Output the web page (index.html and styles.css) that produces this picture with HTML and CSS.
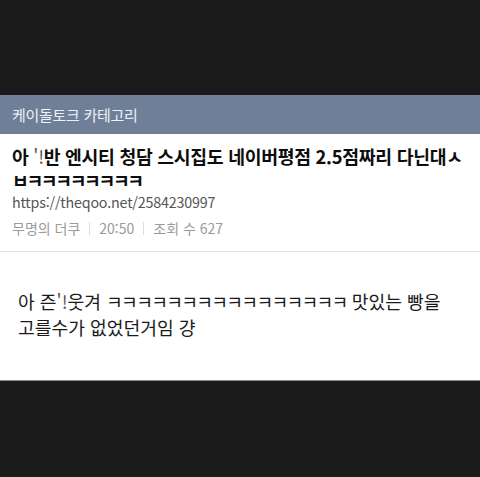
FILE: index.html
```html
<!DOCTYPE html>
<html lang="ko">
<head>
<meta charset="utf-8">
<link rel="stylesheet" href="styles.css">
</head>
<body>
<div class="screen">
  <div class="band-top"></div>
  <div class="category">케이돌토크 카테고리</div>
  <div class="post">
    <div class="post-head">
      <h1 class="title">아 <span class="cut">'!</span>반 엔시티 청담 스시집도 네이버평점 2.5점짜리 다닌대<span class="jamo">ㅅ</span><br><span class="jamo">ㅂㅋㅋㅋㅋㅋㅋㅋㅋ</span></h1>
      <div class="url">https://theqoo.net/2584230997</div>
      <div class="meta"><span>무명의 더쿠</span><span class="sep"></span><span>20:50</span><span class="sep"></span><span>조회 수 627</span></div>
    </div>
    <div class="post-body">
      <p>아 즌<span class="cut">'!</span>웃겨 <span class="jamo">ㅋㅋㅋㅋㅋㅋㅋㅋㅋㅋㅋㅋㅋㅋㅋㅋ</span> 맛있는 빵을<br>고를수가 없었던거임 걍</p>
    </div>
  </div>
  <div class="band-bottom"></div>
</div>
</body>
</html>
```

FILE: styles.css
```css
html, body {
  margin: 0;
  padding: 0;
  background: #1b1b1c;
}
.screen {
  width: 480px;
  height: 477px;
  display: flex;
  flex-direction: column;
  font-family: "Noto Sans CJK KR", "Noto Sans", sans-serif;
}
.band-top {
  height: 95px;
  background: #1b1b1c;
}
.category {
  height: 39px;
  background: #6f7f98;
  color: #eef1f5;
  font-size: 15px;
  line-height: 39px;
  padding-left: 12px;
  letter-spacing: -0.3px;
}
.post {
  background: #fff;
  border-bottom: 1px solid #8a8a8a;
}
.post-head {
  padding: 11px 12px 0;
  border-bottom: 1px solid #e3e3e3;
  height: 118px;
  box-sizing: border-box;
}
.title {
  margin: 0;
  font-size: 18.3px;
  font-weight: 700;
  line-height: 23.5px;
  color: #0d0d0d;
  letter-spacing: -0.3px;
  white-space: nowrap;
}
.title .jamo {
  letter-spacing: -2.4px;
}
.cut {
  font-weight: 400;
  color: #555;
}
.url {
  margin-top: 0;
  font-size: 14.3px;
  line-height: 20px;
  color: #555;
  letter-spacing: -0.2px;
}
.meta {
  margin-top: 6px;
  font-size: 14px;
  line-height: 20px;
  color: #9a9a9a;
  display: flex;
  align-items: center;
}
.sep {
  width: 1px;
  height: 13px;
  background: #ddd;
  margin: 0 9px;
}
.post-body {
  height: 128px;
  padding: 36px 18px 0;
  box-sizing: border-box;
}
.post-body p {
  margin: 0;
  font-size: 18.2px;
  line-height: 26px;
  color: #1a1a1a;
  white-space: nowrap;
}
.post-body .jamo {
  letter-spacing: -1.7px;
}
.band-bottom {
  flex: 1;
  background: #1b1b1c;
}
```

» Given instruction: Set down the material exactly, every line of it, except for the pictures.

» Solution for this exercise:
Output the web page (index.html and styles.css) that produces this picture with HTML and CSS.
FILE: index.html
```html
<!DOCTYPE html>
<html lang="ko">
<head>
<meta charset="utf-8">
<link rel="stylesheet" href="styles.css">
</head>
<body>
<div class="screen">
  <div class="band-top"></div>
  <div class="category">케이돌토크 카테고리</div>
  <div class="post">
    <div class="post-head">
      <h1 class="title">아 <span class="cut">'!</span>반 엔시티 청담 스시집도 네이버평점 2.5점짜리 다닌대<span class="jamo">ㅅ</span><br><span class="jamo">ㅂㅋㅋㅋㅋㅋㅋㅋㅋ</span></h1>
      <div class="url">https://theqoo.net/2584230997</div>
      <div class="meta"><span>무명의 더쿠</span><span class="sep"></span><span>20:50</span><span class="sep"></span><span>조회 수 627</span></div>
    </div>
    <div class="post-body">
      <p>아 즌<span class="cut">'!</span>웃겨 <span class="jamo">ㅋㅋㅋㅋㅋㅋㅋㅋㅋㅋㅋㅋㅋㅋㅋㅋ</span> 맛있는 빵을<br>고를수가 없었던거임 걍</p>
    </div>
  </div>
  <div class="band-bottom"></div>
</div>
</body>
</html>
```

FILE: styles.css
```css
html, body {
  margin: 0;
  padding: 0;
  background: #1b1b1c;
}
.screen {
  width: 480px;
  height: 477px;
  display: flex;
  flex-direction: column;
  font-family: "Noto Sans CJK KR", "Noto Sans", sans-serif;
}
.band-top {
  height: 95px;
  background: #1b1b1c;
}
.category {
  height: 39px;
  background: #6f7f98;
  color: #eef1f5;
  font-size: 15px;
  line-height: 39px;
  padding-left: 12px;
  letter-spacing: -0.3px;
}
.post {
  background: #fff;
  border-bottom: 1px solid #8a8a8a;
}
.post-head {
  padding: 11px 12px 0;
  border-bottom: 1px solid #e3e3e3;
  height: 118px;
  box-sizing: border-box;
}
.title {
  margin: 0;
  font-size: 18.3px;
  font-weight: 700;
  line-height: 23.5px;
  color: #0d0d0d;
  letter-spacing: -0.3px;
  white-space: nowrap;
}
.title .jamo {
  letter-spacing: -2.4px;
}
.cut {
  font-weight: 400;
  color: #555;
}
.url {
  margin-top: 0;
  font-size: 14.3px;
  line-height: 20px;
  color: #555;
  letter-spacing: -0.2px;
}
.meta {
  margin-top: 6px;
  font-size: 14px;
  line-height: 20px;
  color: #9a9a9a;
  display: flex;
  align-items: center;
}
.sep {
  width: 1px;
  height: 13px;
  background: #ddd;
  margin: 0 9px;
}
.post-body {
  height: 128px;
  padding: 36px 18px 0;
  box-sizing: border-box;
}
.post-body p {
  margin: 0;
  font-size: 18.2px;
  line-height: 26px;
  color: #1a1a1a;
  white-space: nowrap;
}
.post-body .jamo {
  letter-spacing: -1.7px;
}
.band-bottom {
  flex: 1;
  background: #1b1b1c;
}
```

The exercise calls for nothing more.